--- Begin ---

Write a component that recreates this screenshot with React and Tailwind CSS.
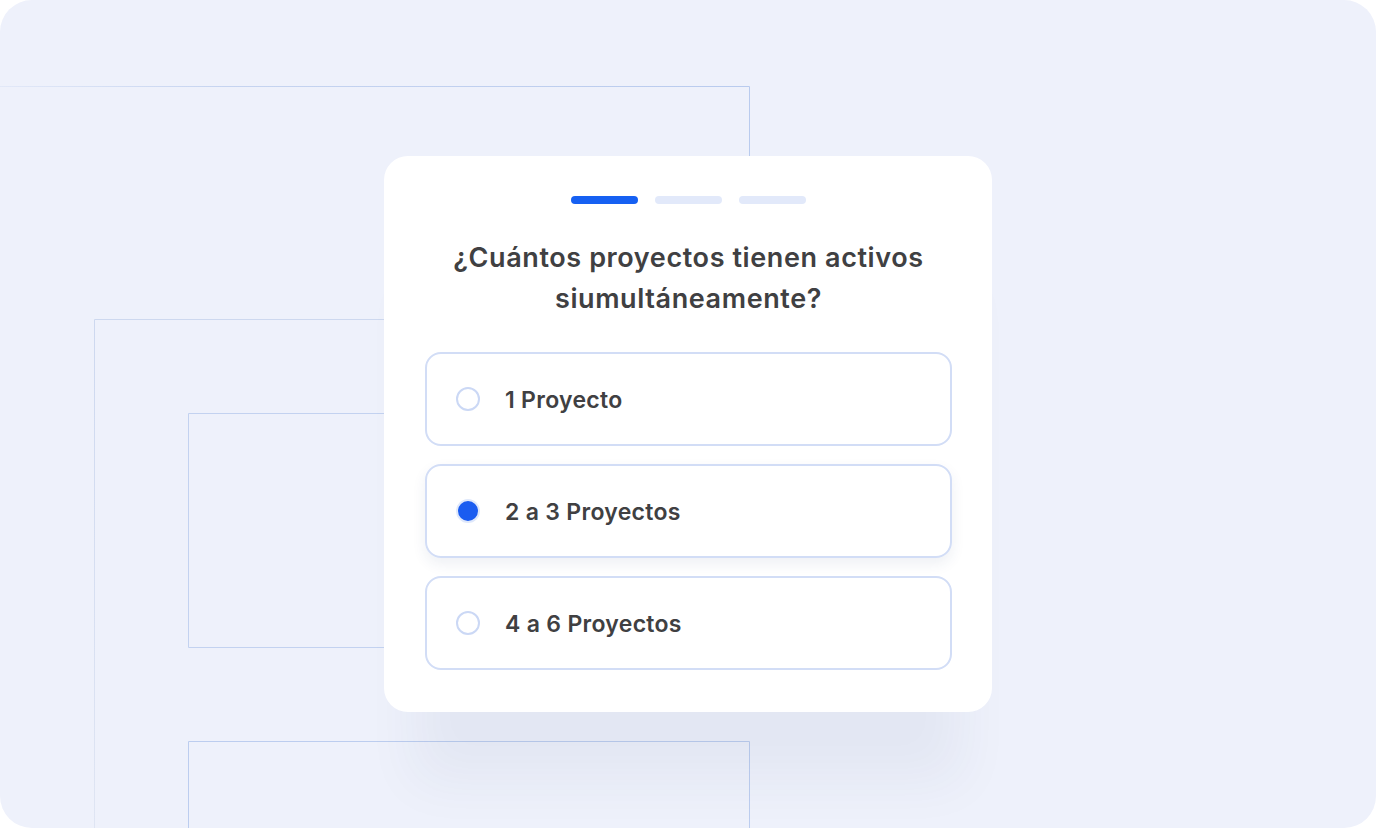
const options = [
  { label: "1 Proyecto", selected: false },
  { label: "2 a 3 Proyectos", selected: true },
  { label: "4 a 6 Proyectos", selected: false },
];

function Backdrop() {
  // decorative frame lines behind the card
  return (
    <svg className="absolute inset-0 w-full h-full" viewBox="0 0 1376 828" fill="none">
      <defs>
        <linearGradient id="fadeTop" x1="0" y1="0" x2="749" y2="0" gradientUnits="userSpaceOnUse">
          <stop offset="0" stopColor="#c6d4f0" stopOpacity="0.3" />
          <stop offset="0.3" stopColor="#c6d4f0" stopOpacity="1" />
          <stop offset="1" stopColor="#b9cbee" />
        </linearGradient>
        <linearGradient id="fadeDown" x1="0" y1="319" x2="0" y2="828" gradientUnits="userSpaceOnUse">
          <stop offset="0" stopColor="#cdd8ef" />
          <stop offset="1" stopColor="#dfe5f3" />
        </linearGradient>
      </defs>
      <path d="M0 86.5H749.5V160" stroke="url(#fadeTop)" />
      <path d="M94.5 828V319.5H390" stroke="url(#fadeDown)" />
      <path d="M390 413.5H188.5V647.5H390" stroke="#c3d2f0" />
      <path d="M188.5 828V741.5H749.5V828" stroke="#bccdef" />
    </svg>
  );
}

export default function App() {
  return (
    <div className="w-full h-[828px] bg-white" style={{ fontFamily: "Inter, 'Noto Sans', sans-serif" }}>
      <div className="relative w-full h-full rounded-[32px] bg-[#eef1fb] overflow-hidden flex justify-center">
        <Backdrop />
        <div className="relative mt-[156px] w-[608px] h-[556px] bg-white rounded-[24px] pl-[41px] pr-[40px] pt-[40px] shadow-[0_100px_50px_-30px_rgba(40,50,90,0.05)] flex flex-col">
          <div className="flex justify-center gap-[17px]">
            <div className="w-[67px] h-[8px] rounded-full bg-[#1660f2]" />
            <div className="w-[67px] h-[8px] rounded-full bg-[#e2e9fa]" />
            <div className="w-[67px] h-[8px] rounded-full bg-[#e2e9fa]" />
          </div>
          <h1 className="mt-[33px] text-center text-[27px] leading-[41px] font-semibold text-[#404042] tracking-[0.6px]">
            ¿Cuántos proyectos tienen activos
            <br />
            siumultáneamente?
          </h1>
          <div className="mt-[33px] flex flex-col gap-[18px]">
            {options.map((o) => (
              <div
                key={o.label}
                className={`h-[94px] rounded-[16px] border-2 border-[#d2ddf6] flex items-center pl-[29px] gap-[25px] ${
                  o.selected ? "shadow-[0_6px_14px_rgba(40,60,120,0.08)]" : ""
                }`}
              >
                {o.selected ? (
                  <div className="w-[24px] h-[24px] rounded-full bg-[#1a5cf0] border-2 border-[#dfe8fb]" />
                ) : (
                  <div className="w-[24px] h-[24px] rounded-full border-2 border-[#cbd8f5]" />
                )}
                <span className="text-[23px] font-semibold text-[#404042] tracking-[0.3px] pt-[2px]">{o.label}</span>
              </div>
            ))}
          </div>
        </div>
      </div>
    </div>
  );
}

--- End ---
--- Begin ---

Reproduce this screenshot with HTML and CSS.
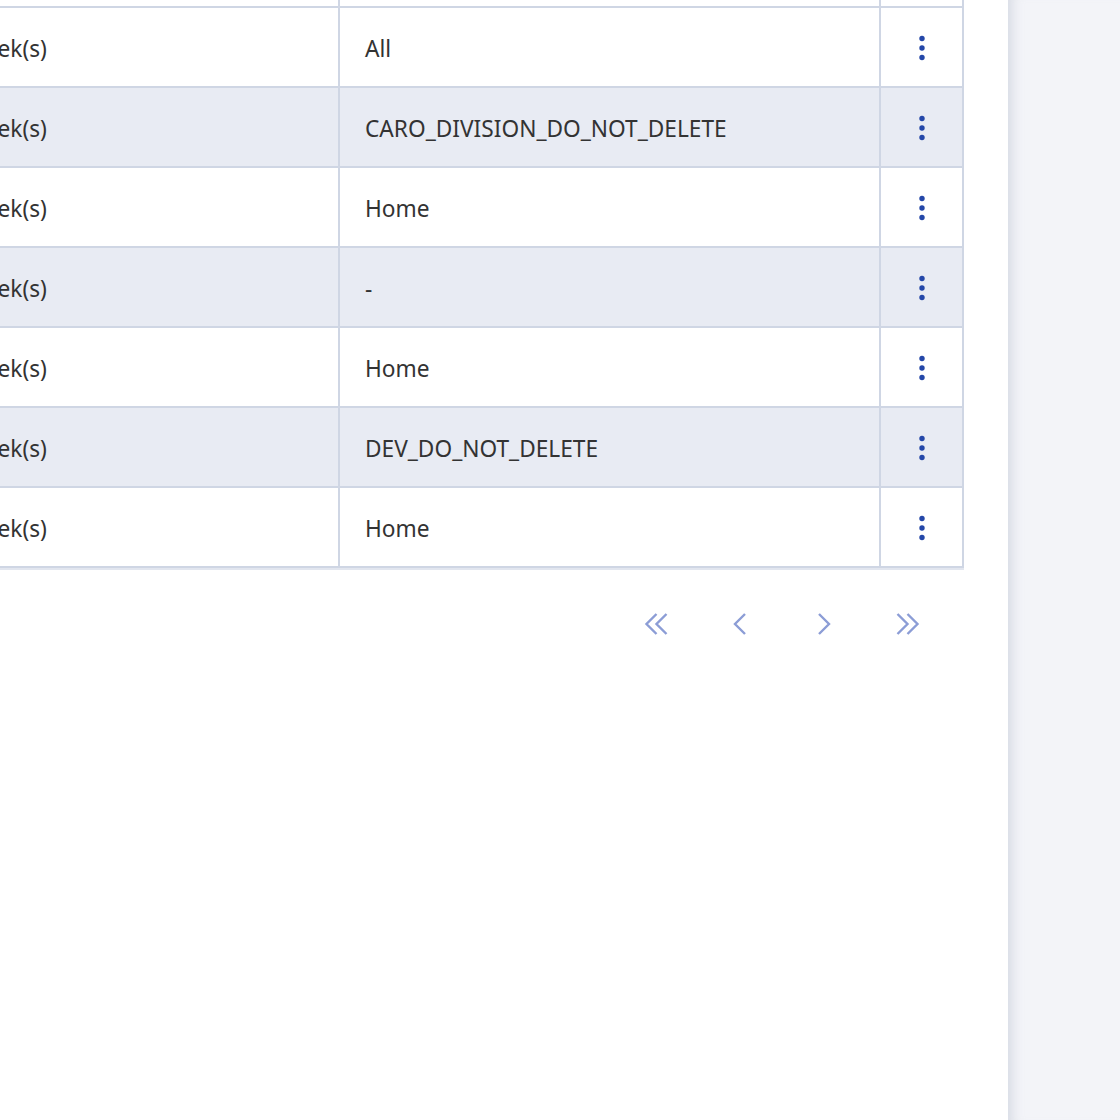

--- End ---
--- Begin ---

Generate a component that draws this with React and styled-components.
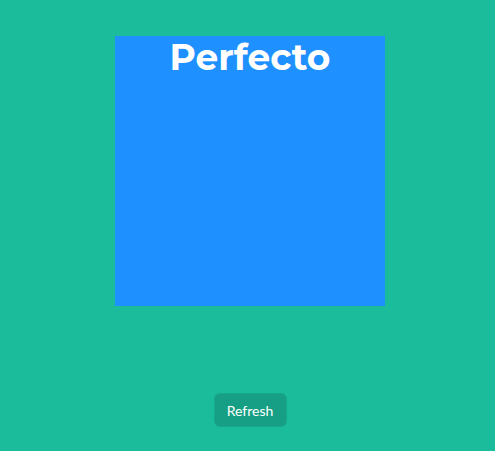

--- End ---

* The request *
Where does the word "screenshot" appear in the listing? List each line that holds it.

* Correct result *
Write a component that recreates this screenshot with React and Tailwind CSS.
Reproduce this screenshot with HTML and CSS.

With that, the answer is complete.